Shall is used instead of "will" when the subject is "I" or "we":

Shall I see you tomorrow?

I shall have no lessons tomorrow.

Shall is used, with "I" or "we", to make a suggestion:

Shall I close the window?

Shall I read?

Shall is used to say that something certainly will or must happen, or that you are determined that something will happen:

Don't worry, I shall be there to meet the train.

Should is used to say or ask what is the correct or best thing to do:

You should start eating better.

You should never lie.

Used to show when something is likely or expected:

Kate should be in London by now.

Used to speak about obligation:

I should be at work before 9:00.

Should is used after "for fear that", "in case":

He took his umbrella in case it should rain.

Used after "why" when giving or asking the reason for something:

Why should anyone want to eat something so horrible?

Used after "I" when giving advice:

I shouldn't worry about it if I were you.

Should is sometimes used as a first-person equivalent for would (in its conditional, "future-in-the-past" uses and reported speech):

I asked him where I should wait for him.

I said that I should be glad to see him.

If they should come, I shall speak to them.


Dare, need, had better, ought to and used to (semi-modal verbs)

Dare, need, had better, ought to and used to are often called semi-modal because in some ways they are formed like modal verbs and in some ways they are like other main verbs.

Like modal verbs, ought to and used to do not change form for person.
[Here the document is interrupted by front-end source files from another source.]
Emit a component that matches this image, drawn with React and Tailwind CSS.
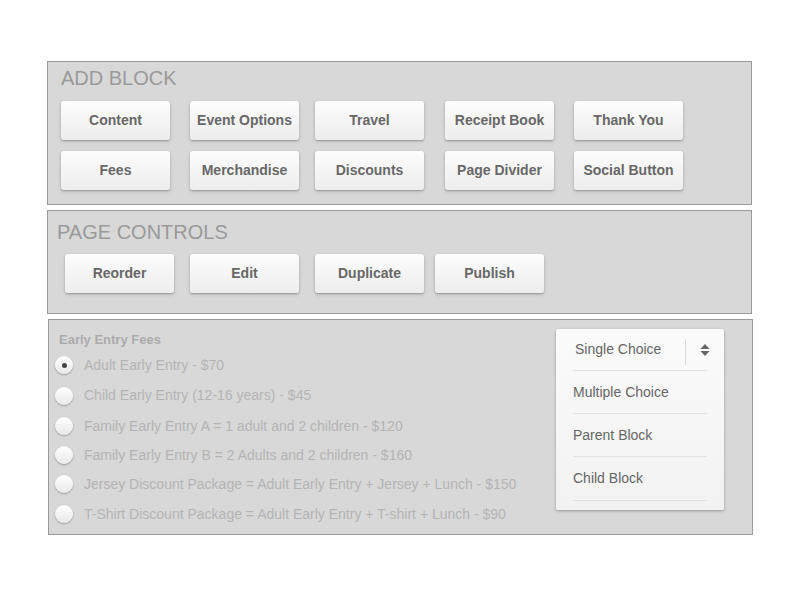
import React from 'react';

const addBlockRows = [
  [
    { label: 'Content', ml: 'ml-0' },
    { label: 'Event Options', ml: 'ml-[20px]' },
    { label: 'Travel', ml: 'ml-[16px]' },
    { label: 'Receipt Book', ml: 'ml-[21px]' },
    { label: 'Thank You', ml: 'ml-[20px]' },
  ],
  [
    { label: 'Fees', ml: 'ml-0' },
    { label: 'Merchandise', ml: 'ml-[20px]' },
    { label: 'Discounts', ml: 'ml-[16px]' },
    { label: 'Page Divider', ml: 'ml-[21px]' },
    { label: 'Social Button', ml: 'ml-[20px]' },
  ],
];

const pageControls = [
  { label: 'Reorder', ml: 'ml-0' },
  { label: 'Edit', ml: 'ml-[16px]' },
  { label: 'Duplicate', ml: 'ml-[16px]' },
  { label: 'Publish', ml: 'ml-[11px]' },
];

const fees = [
  { label: 'Adult Early Entry - $70', checked: true, h: 'h-[30px]' },
  { label: 'Child Early Entry (12-16 years) - $45', h: 'h-[31px]' },
  { label: 'Family Early Entry A = 1 adult and 2 children - $120', h: 'h-[30px]' },
  { label: 'Family Early Entry B = 2 Adults and 2 children - $160', h: 'h-[28px]' },
  { label: 'Jersey Discount Package = Adult Early Entry + Jersey + Lunch - $150', h: 'h-[30px]' },
  { label: 'T-Shirt Discount Package = Adult Early Entry + T-shirt + Lunch - $90', h: 'h-[30px]' },
];

const options = [
  { label: 'Multiple Choice', h: 'h-[43px]' },
  { label: 'Parent Block', h: 'h-[43px]' },
  { label: 'Child Block', h: 'h-[44px]' },
];

const SoftButton = ({ label, ml }) => (
  <button
    className={`${ml} w-[109px] h-[39px] shrink-0 rounded-[3px] bg-gradient-to-b from-[#fdfdfd] to-[#ededed] text-[14px] font-bold text-[#686868] shadow-[0_1px_2px_rgba(0,0,0,0.28),0_2px_5px_rgba(0,0,0,0.08)]`}
  >
    {label}
  </button>
);

const Radio = ({ checked }) => (
  <span className="w-[18px] h-[18px] rounded-full bg-gradient-to-b from-[#ffffff] to-[#e9e9e9] shadow-[0_1px_2px_rgba(0,0,0,0.3)] flex items-center justify-center shrink-0">
    {checked && <span className="w-[5px] h-[5px] rounded-full bg-[#444]" />}
  </span>
);

const App = () => {
  return (
    <div className="w-[800px] h-[600px] bg-white font-['Liberation_Sans',Arial,sans-serif]">
      <div className="pt-[61px] pl-[47px] w-[752px] flex flex-col gap-[5px]">

        {/* Add block */}
        <section className="w-[705px] h-[144px] border border-[#9a9a9a] bg-[#d8d8d8] pl-[13px] pt-[2px]">
          <h2 className="text-[20px] leading-[28px] text-[#9a9a9a] mb-[9px]">ADD BLOCK</h2>
          <div className="flex flex-col gap-[11px]">
            {addBlockRows.map((row, i) => (
              <div key={i} className="flex">
                {row.map((b) => (
                  <SoftButton key={b.label} {...b} />
                ))}
              </div>
            ))}
          </div>
        </section>

        {/* Page controls */}
        <section className="w-[705px] h-[104px] border border-[#9a9a9a] bg-[#d8d8d8] pl-[9px] pt-[7px]">
          <h2 className="text-[20px] leading-[28px] text-[#9a9a9a] mb-[8px]">PAGE CONTROLS</h2>
          <div className="flex pl-[8px]">
            {pageControls.map((b) => (
              <SoftButton key={b.label} {...b} />
            ))}
          </div>
        </section>

        {/* Fees + type select */}
        <section className="ml-px w-[705px] h-[216px] border border-[#9a9a9a] bg-[#d8d8d8] flex justify-between pr-[28px]">
          <div className="pl-[6px] pt-[11px]">
            <h3 className="pl-[4px] text-[13px] leading-[18px] font-bold text-[#ababab] mb-[1px]">Early Entry Fees</h3>
            {fees.map((f) => (
              <div key={f.label} className={`${f.h} flex items-center gap-[11px]`}>
                <Radio checked={f.checked} />
                <span className="text-[14px] text-[#b4b4b4] whitespace-nowrap">{f.label}</span>
              </div>
            ))}
          </div>

          <div className="mt-[9px] w-[168px] h-[181px] bg-gradient-to-b from-[#fbfbfb] to-[#f2f2f3] shadow-[0_1px_3px_rgba(0,0,0,0.3)] px-[17px] rounded-[2px]">
            <div className="h-[42px] border-b border-[#e2e2e4] flex items-center">
              <span className="pl-[2px] flex-1 text-[14px] text-[#666]">Single Choice</span>
              <span className="w-px h-[26px] bg-[#dedede] mt-[4px]" />
              <svg width="10" height="14" viewBox="0 0 10 14" className="ml-[14px] mr-[-3px]">
                <path d="M5 1 L9.5 6 L0.5 6 Z" fill="#666" />
                <path d="M0.5 8 L9.5 8 L5 13 Z" fill="#666" />
              </svg>
            </div>
            {options.map((o) => (
              <div key={o.label} className={`${o.h} border-b border-[#e2e2e4] flex items-center`}>
                <span className="text-[14px] text-[#666]">{o.label}</span>
              </div>
            ))}
          </div>
        </section>

      </div>
    </div>
  );
};

export default App;
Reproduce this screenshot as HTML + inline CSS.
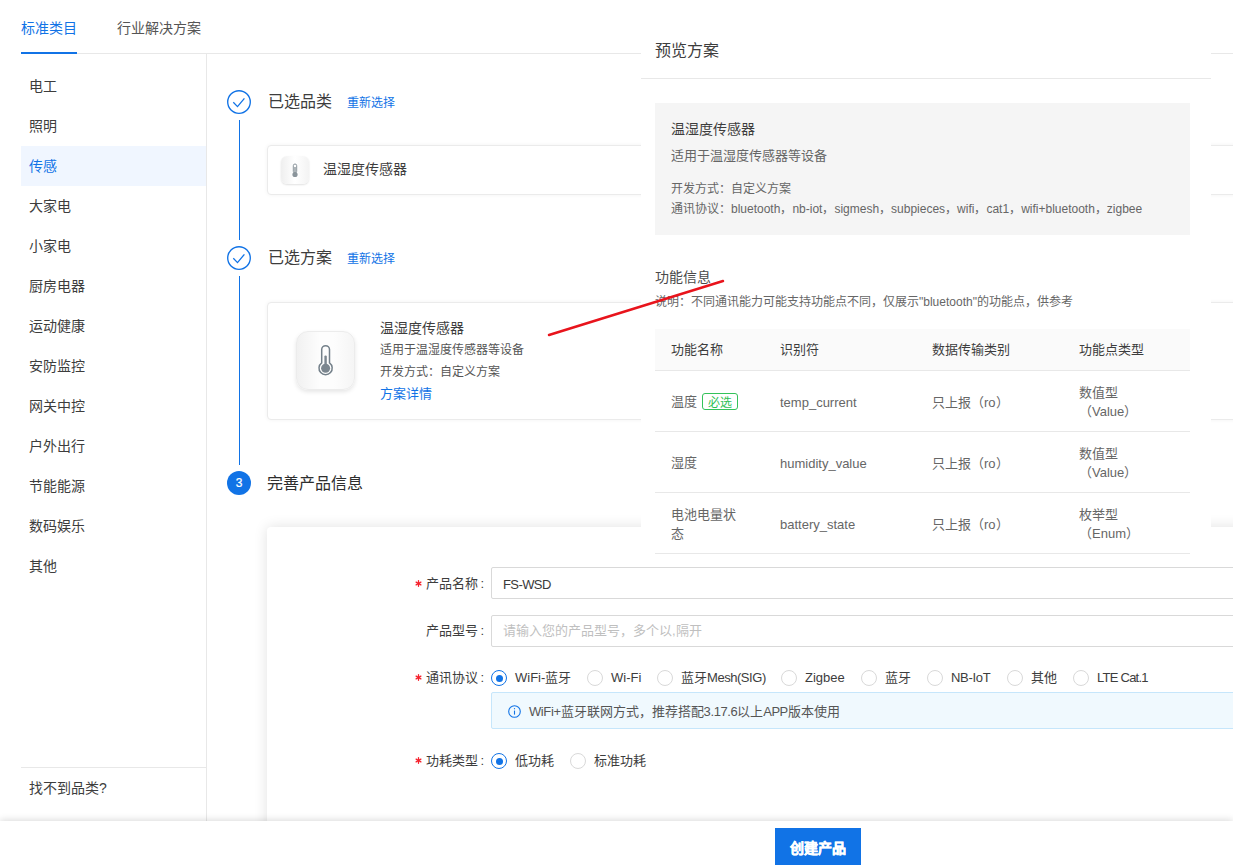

Needn’t and daren’t do not have a third person -s in the present:

It used to be so easy. 

He ought to help his friend.

He needn’t hurry.

Kate daren’t tell Sue the truth.

Like main verbs, the negative form of need, dare and used to is made by using do. But it can also be made without using do (like modal verbs).

You don’t need to come so early.

You needn’t come so early.

I don’t dare (to) tell them the truth.

I daren’t tell them the truth.

The negative form of ought to is not made with do:

He oughtn’t to help his friend.

Like main verbs, the question form for need, dare and used to is made by using do:

Does he need my help?

Did you use to play rugby when you were younger?